I’m also considering going to grad school at some point. So I’d start a 529 Plan in my name and if it turns out I never go to grad school, I’ll put the money towards my kid’s plans when I have kids. If I don’t have kids, well, then I’ll just give the money to my sister’s kids. If she doesn’t have kids, I’ll give it to my cousin’s kids. I’m sure someone in my family can use it!

Does this seem like a silly idea? I’m trying to find out more about 529 Plans.

The government site explains them a bit…

http://www.sec.gov/investor/pubs/intro529.htm

There are fees and expenses associated with 529 plans, and I won’t jump into the investment without fully understanding them. Right now it all seems like a bunch of jumbled numbers to me.

Some interesting points from the gov site…

“Under current tax law, an account holder is only permitted to change his or her investment option one time per year.”

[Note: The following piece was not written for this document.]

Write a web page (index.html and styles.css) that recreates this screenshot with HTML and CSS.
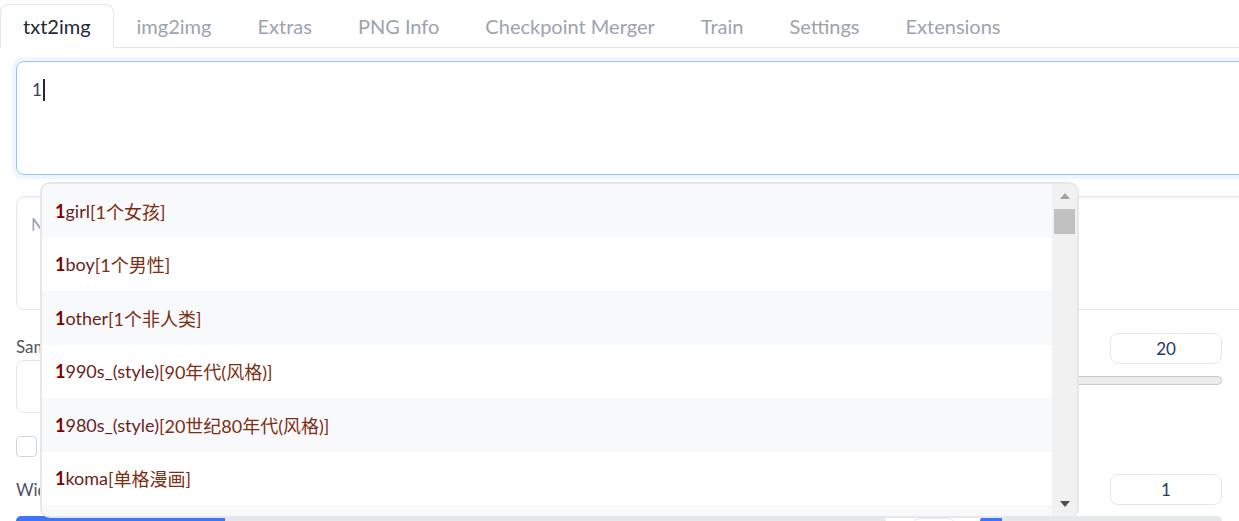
FILE: index.html
```html
<!DOCTYPE html>
<html lang="en">
<head>
<meta charset="utf-8">
<title>txt2img</title>
<link rel="stylesheet" href="styles.css">
</head>
<body>
<div class="app">
  <div class="tabs">
    <div class="tab selected">txt2img</div>
    <div class="tab">img2img</div>
    <div class="tab">Extras</div>
    <div class="tab">PNG Info</div>
    <div class="tab">Checkpoint Merger</div>
    <div class="tab">Train</div>
    <div class="tab">Settings</div>
    <div class="tab">Extensions</div>
  </div>

  <div class="panel">
    <div class="prompt"><span class="typed">1</span><span class="caret"></span></div>
    <div class="neg"><span class="placeholder">Negative prompt (press Ctrl+Enter or Alt+Enter to generate)</span></div>

    <div class="settings-row">
      <div class="col-left">
        <div class="label">Sampling method</div>
        <div class="select"><span class="select-value">Euler a</span></div>
      </div>
      <div class="col-right">
        <div class="slider-head">
          <div class="label">Sampling steps</div>
          <div class="num">20</div>
        </div>
        <div class="track"><div class="fill fill-steps"></div></div>
      </div>
    </div>

    <div class="checks">
      <span class="checkbox"></span><span class="check-label">Restore faces</span>
    </div>

    <div class="size-row">
      <div class="col-size">
        <div class="slider-head">
          <div class="label">Width</div>
          <div class="num">512</div>
        </div>
        <div class="track track-blue"><div class="fill" style="width:24%"></div></div>
      </div>
      <div class="swap"></div>
      <div class="col-batch">
        <div class="slider-head">
          <div class="label">Batch count</div>
          <div class="num">1</div>
        </div>
        <div class="track track-blue"><div class="fill" style="width:9%"></div></div>
      </div>
    </div>
  </div>

  <div class="dropdown">
    <ul class="items">
      <li class="item"><b class="hit">1</b><span class="rest">girl</span><span class="tr">[1个女孩]</span></li>
      <li class="item"><b class="hit">1</b><span class="rest">boy</span><span class="tr">[1个男性]</span></li>
      <li class="item"><b class="hit">1</b><span class="rest">other</span><span class="tr">[1个非人类]</span></li>
      <li class="item"><b class="hit">1</b><span class="rest">990s_(style)</span><span class="tr">[90年代(风格)]</span></li>
      <li class="item"><b class="hit">1</b><span class="rest">980s_(style)</span><span class="tr">[20世纪80年代(风格)]</span></li>
      <li class="item"><b class="hit">1</b><span class="rest">koma</span><span class="tr">[单格漫画]</span></li>
      <li class="item"><b class="hit">1</b><span class="rest">0s</span><span class="tr">[10多岁]</span></li>
    </ul>
    <div class="scrollbar">
      <span class="arrow-up"></span>
      <span class="thumb"></span>
      <span class="arrow-down"></span>
    </div>
  </div>
</div>
</body>
</html>
```
FILE: styles.css
```css
html, body {
  margin: 0;
  padding: 0;
  background: #ffffff;
  overflow: hidden;
}
body {
  font-family: "Lato", "Noto Sans CJK SC", sans-serif;
  color: #1f2937;
}
.app {
  position: relative;
  width: 1400px;
  height: 521px;
  overflow: hidden;
}

/* tabs */
.tabs {
  display: flex;
  border-bottom: 1px solid #e5e7eb;
  padding-top: 4px;
  box-sizing: border-box;
  height: 48px;
}
.tab {
  padding: 0 22px;
  font-size: 20px;
  line-height: 43px;
  color: #9ca3af;
  border: 1px solid transparent;
  border-bottom: none;
  white-space: nowrap;
}
.tab.selected {
  color: #1f2937;
  border-color: #e5e7eb;
  border-radius: 8px 8px 0 0;
  background: #fff;
  margin-bottom: -1px;
  height: 44px;
  box-sizing: border-box;
}

/* panel */
.panel {
  padding: 13px 0 0 16px;
  width: 1300px;
}
.prompt {
  height: 114px;
  box-sizing: border-box;
  border: 1px solid #93c5fd;
  border-radius: 8px;
  box-shadow: 0 0 0 4px #eff6ff;
  padding: 17px 15px;
  font-size: 17px;
  line-height: 22px;
  display: flex;
  align-items: flex-start;
}
.typed { color: #374151; }
.caret {
  display: inline-block;
  width: 2px;
  height: 22px;
  background: #1f2937;
  margin-left: 1px;
}
.neg {
  margin-top: 21px;
  height: 114px;
  box-sizing: border-box;
  border: 1px solid #e5e7eb;
  border-radius: 8px;
  box-shadow: inset 0 4px 6px -4px rgba(0,0,0,0.08);
  padding: 17px 14px;
  font-size: 17px;
  line-height: 22px;
}
.placeholder { color: #9ca3af; }

.label {
  font-size: 17px;
  color: #4b5563;
  line-height: 22px;
}

.settings-row {
  width: 1206px;
  display: flex;
  gap: 24px;
  margin-top: 23px;
}
.col-left { flex: 1; }
.col-left .label { margin-top: 3px; }
.select {
  margin-top: 2px;
  height: 53px;
  box-sizing: border-box;
  border: 1px solid #e5e7eb;
  border-radius: 8px;
  padding-left: 40px;
  font-size: 17px;
  line-height: 51px;
  color: #1f2937;
}
.col-right { flex: 1; }
.slider-head {
  display: flex;
  justify-content: space-between;
  align-items: center;
}
.num {
  width: 112px;
  height: 31px;
  box-sizing: border-box;
  border: 1px solid #e5e7eb;
  border-radius: 8px;
  text-align: center;
  font-size: 17px;
  line-height: 29px;
  color: #1e3a5f;
}
.track {
  margin-top: 12px;
  height: 9px;
  box-sizing: border-box;
  border: 1px solid #c9c9c9;
  border-radius: 5px;
  background: #ececec;
  overflow: hidden;
}
.fill {
  height: 100%;
  background: #3b76f6;
}
.fill-steps { width: 10%; }

.checks {
  margin-top: 23px;
  display: flex;
  align-items: center;
  height: 21px;
}
.checkbox {
  width: 21px;
  height: 21px;
  box-sizing: border-box;
  border: 1px solid #d1d5db;
  border-radius: 4px;
  background: #fff;
}
.check-label {
  margin-left: 8px;
  font-size: 17px;
  color: #374151;
}

.size-row {
  width: 1206px;
  display: flex;
  margin-top: 17px;
  align-items: flex-start;
}
.col-size { width: 870px; }
.swap {
  width: 44px;
  height: 60px;
  margin: 44px 24px 0 26px;
  border: 1px solid #e5e7eb;
  border-radius: 8px;
  box-sizing: border-box;
}
.col-batch { flex: 1; }
.track-blue {
  height: 10px;
  border: none;
  background: #e5e7eb;
  margin-top: 11px;
}

/* autocomplete dropdown (overlay) */
.dropdown {
  position: absolute;
  left: 40px;
  top: 182px;
  width: 1039px;
  height: 336px;
  box-sizing: border-box;
  border: 2px solid #e5e7eb;
  border-radius: 10px;
  background: #fff;
  display: flex;
  overflow: hidden;
  z-index: 5;
}
.items {
  list-style: none;
  margin: 0;
  padding: 0;
  flex: 1;
  overflow: hidden;
}
.item {
  height: 53.5px;
  display: flex;
  align-items: center;
  padding-left: 13px;
  font-size: 18px;
  white-space: nowrap;
}
.item:nth-child(odd) { background: #f8f9fb; }
.hit { color: #7a0000; font-weight: 700; }
.rest { color: #6b1d1d; }
.tr { color: #7c2d12; }

.scrollbar {
  width: 25px;
  background: #f1f1f1;
  display: flex;
  flex-direction: column;
  align-items: center;
}
.arrow-up {
  margin-top: 9px;
  width: 0;
  height: 0;
  border-left: 5.5px solid transparent;
  border-right: 5.5px solid transparent;
  border-bottom: 6px solid #a3a3a3;
}
.thumb {
  margin-top: 10px;
  width: 21px;
  height: 25px;
  background: #c1c1c1;
}
.arrow-down {
  margin-top: auto;
  margin-bottom: 9px;
  width: 0;
  height: 0;
  border-left: 5.5px solid transparent;
  border-right: 5.5px solid transparent;
  border-top: 6px solid #505050;
}
```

“While each educational institution may treat assets held in a 529 plan differently, investing in a 529 plan will generally reduce a student’s eligibility to participate in need-based financial aid.”

“Before you start saving specifically for college, you should consider your overall financial situation. Instead of saving for college, you may want to focus on other financial goals like buying a home, saving for retirement, or paying off high interest credit card bills. Remember that you may face penalties or lose benefits if you do not use the money in a 529 account for higher education expenses. If you decide that saving specifically for college is right for you, then the next step is to determine whether investing in a 529 plan is your best college saving option. Investing in a 529 plan is only one of several ways to save for college. Other tax-advantaged ways to save for college include Coverdell education savings accounts, Uniform Gifts to Minors Act (“UGMA”) accounts, Uniform Transfers to Minors Act (“UTMA”) accounts, tax-exempt municipal securities, and savings bonds. Saving for college in a taxable account is another option.”

Plenty to think about. I really should be saving for a house. But it just seems like it couldn’t hurt to start saving for grad school and/or my kid’s college education. Right?